Index

 10 October 2006

 
RI's footwear exports tipped to rise
Jakarta

Benefiting from the antidumping sanctions imposed by the European Union on China and Vietnam, Indonesia will see its footwear exports this year jump by about 43 percent to US$2 billion, surpassing the annual target of $1.7 billion.

Anshari Bukhari, the director general of machinery, textile and miscellaneous industries at the Industry Ministry, said here Wednesday that the country's footwear exports amounted to $1.4 billion last year.

He noted that Indonesia this year was benefiting from the European Union's antidumping sanctions against China and Vietnam.

"The advantages can be seen through, among other things, the relocation of some 20 shoe companies to Indonesia.

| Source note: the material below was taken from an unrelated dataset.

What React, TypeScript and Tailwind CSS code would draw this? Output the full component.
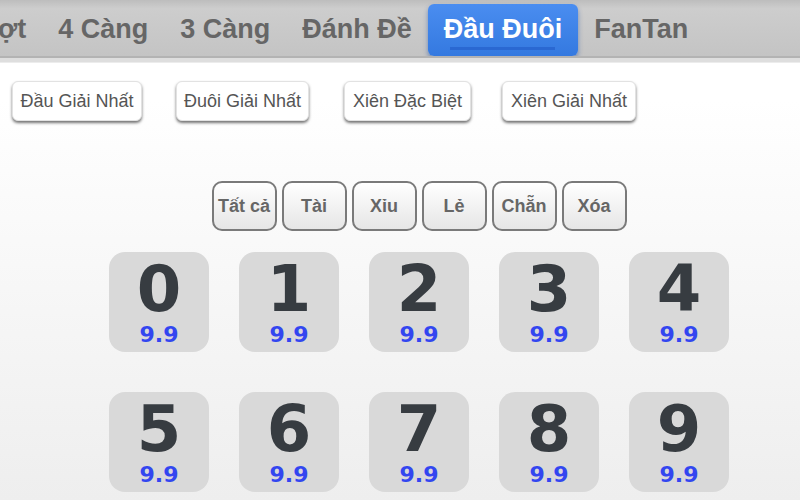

They invested here by either taking over defunct factories or establishing new ones," he was quoted by Antara as saying.

He said that the setting up of the new shoe firms would boost foreign buyers' orders of footwear products from Indonesia.

He noted that like Indonesia, India was also benefiting from the European penalties. "India, already one of the world's largest producers of footwear products, will see their value double this year to $3 billion from the target of $1.5 billion," Anshari said.

Meanwhile, Trade Minister Mari Elka Pangestu said Wednesday that she believed Indonesia's non-oil and gas exports would grow by around 10 percent next year, despite an expected slowdown in the global economy and the drop in commodity prices.

"We will continue improving our competitive edge and diversifying our export products so that the source of export growth will not only come from commodities," she said after a meeting on the preparations for the post-fasting holidays at the Transportation Ministry on Wednesday.

She said that if non-oil and gas exports grew by 12 to 14 percent to $100 billion this year, then exports would definitely reach US$110 billion next year.

The Central Bureau of Statistics (BPS) reported that non-oil and gas exports rose by 4.08 percent to US$7.04 billion in August compared to total exports in the same month of $8.90 billion -- up slightly by 0.73 percent from $8.82 billion in July.

Export growth in August was spurred mainly by increased exports of a number of commodities, such as iron ore, fuels, tin, rubber, power generators and equipment.

The exports of some leading manufactured products, such as textiles, wood, wooden items and paper, declined.

From January to August, non-oil exports reached US$50.3 billion, with the industrial sector contributing US$41.5 billion, the agricultural sector US$2.6 billion and mining US$6.5 billion.

Exports of industrial products in the January-August period only grew by 14.58 percent compared to 21.66 and 35.26 percent respectively by the agricultural and mining sectors.